Issue 14383

Demonstrate mobilization and discovery of sample-based data

14383
Reporter: ahahn
Assignee: kbraak
Type: Epic
Summary: Demonstrate mobilization and discovery of sample-based data
Priority: Major
Status: InProgress
Created: 2013-11-19 14:33:50.892
Updated: 2016-04-29 19:59:19.934
DueDate: 2014-12-31 00:00:00.0
        
Description: Identify suitable sample-based datasets, map them together. Check whether DwC-A is the best option, and potentially compare against other standards that may be better suited, involving the appropriate communities and avoiding alienation.
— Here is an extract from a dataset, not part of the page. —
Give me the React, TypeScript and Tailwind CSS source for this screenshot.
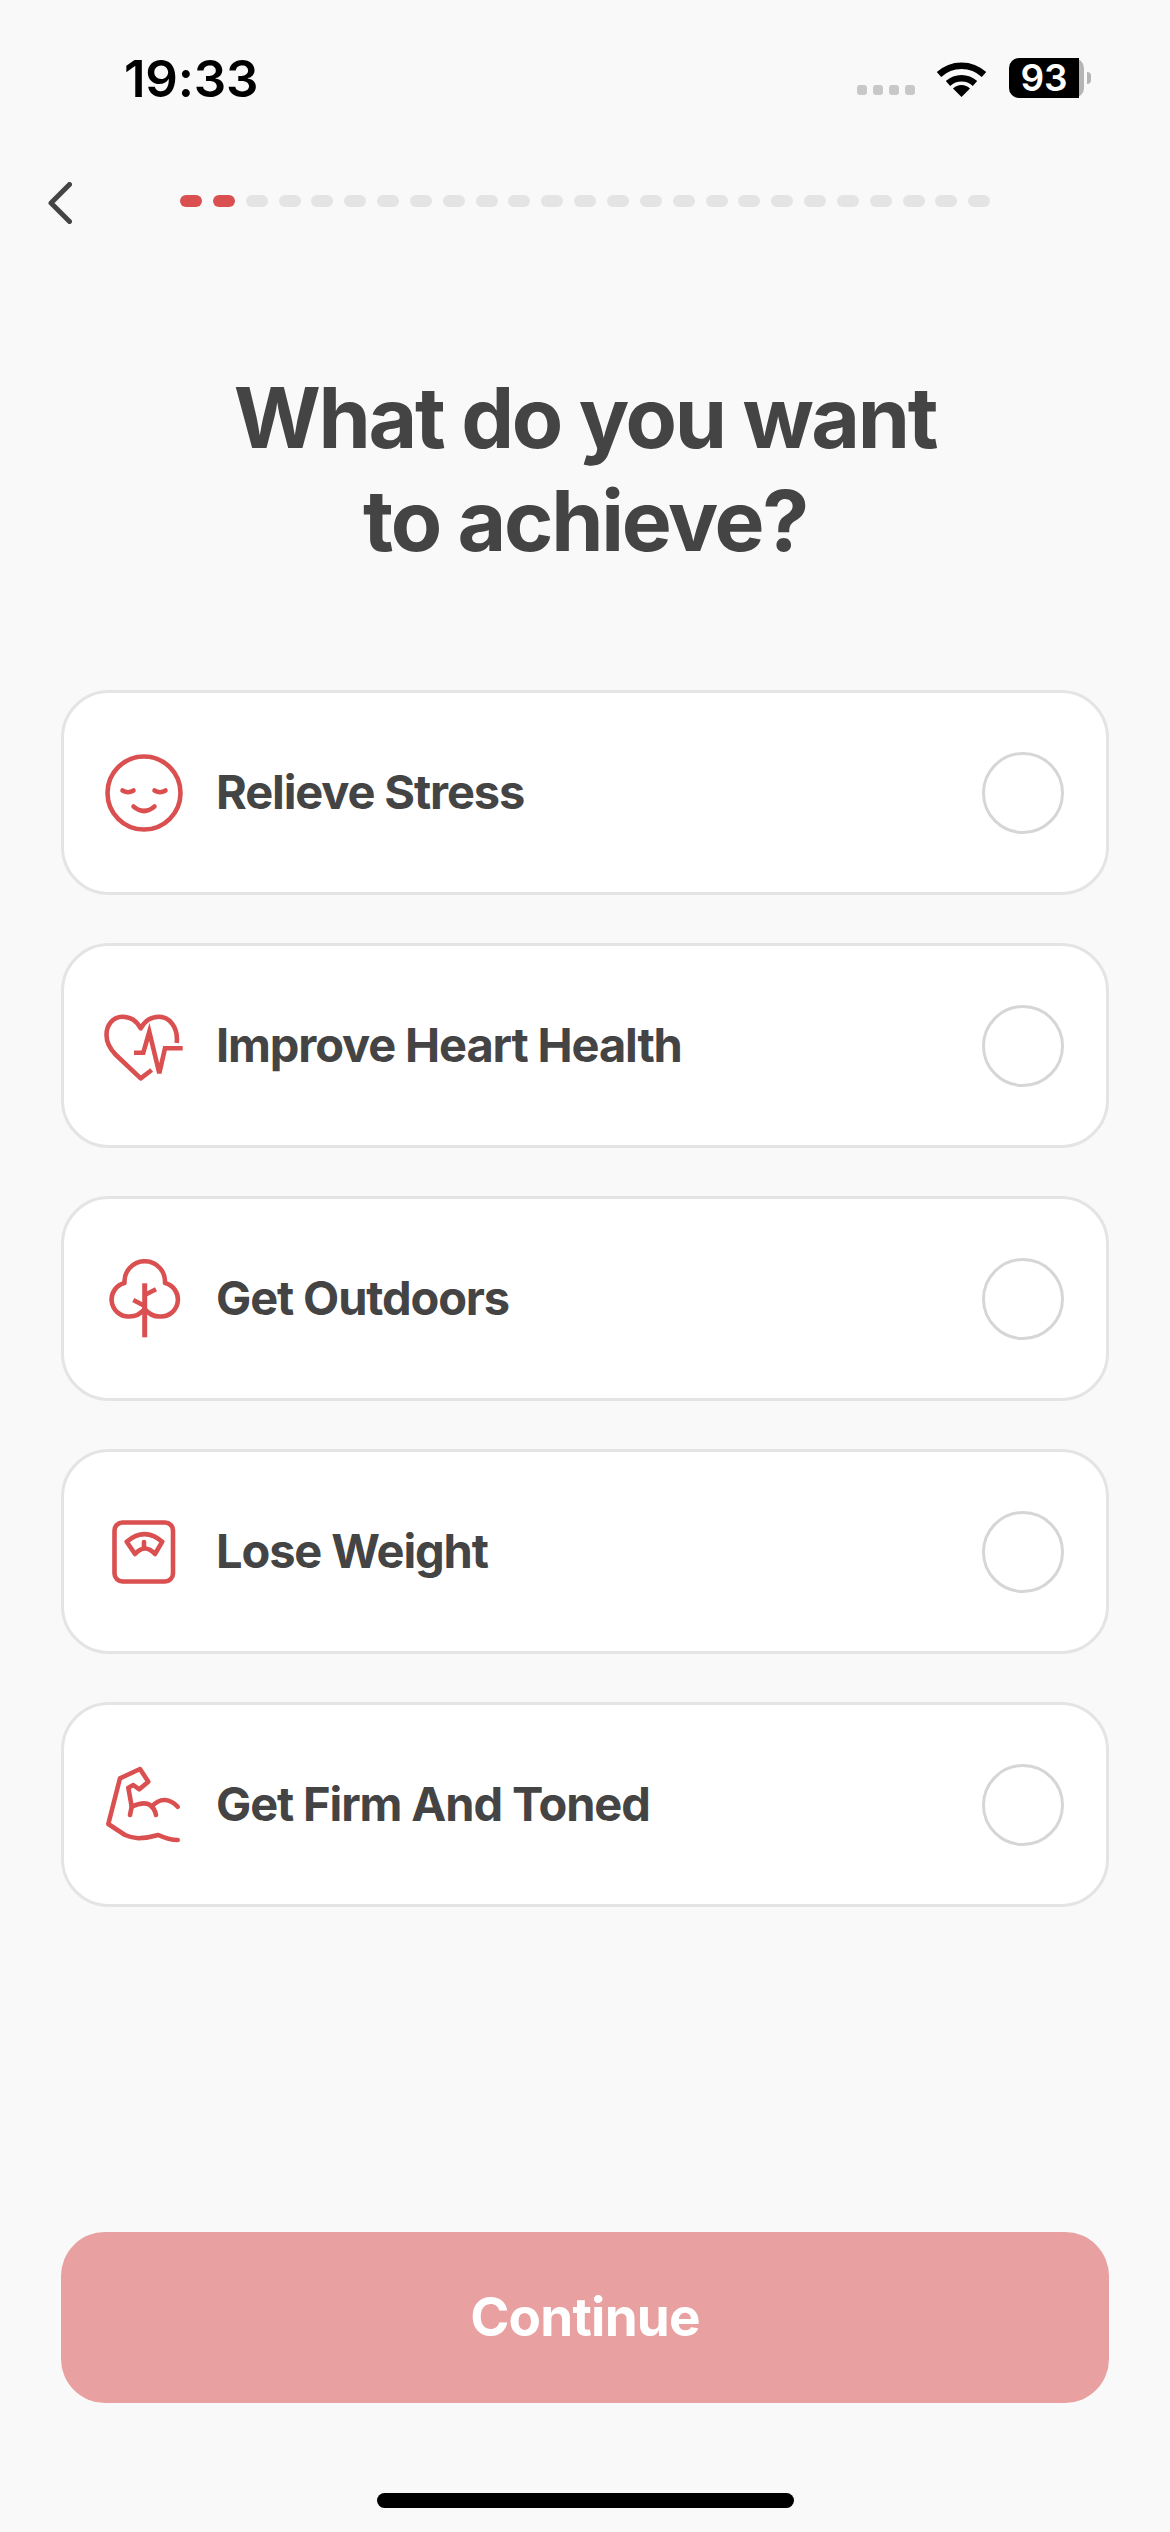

Explore options for further processing and visualisation - which outputs are needed on the portal side?

Expected outcomes: prototype implementation using real sample-based data; roadmap for the further process

*Demonstration of publishing of sample-based data through the GBIF network: milestone Dec 2014*

*Rationale*
Data users in many fields need to be able to understand whether data records have been collected as part of larger projects with consistent sampling methodologies, and to use this criterion to discover and download data.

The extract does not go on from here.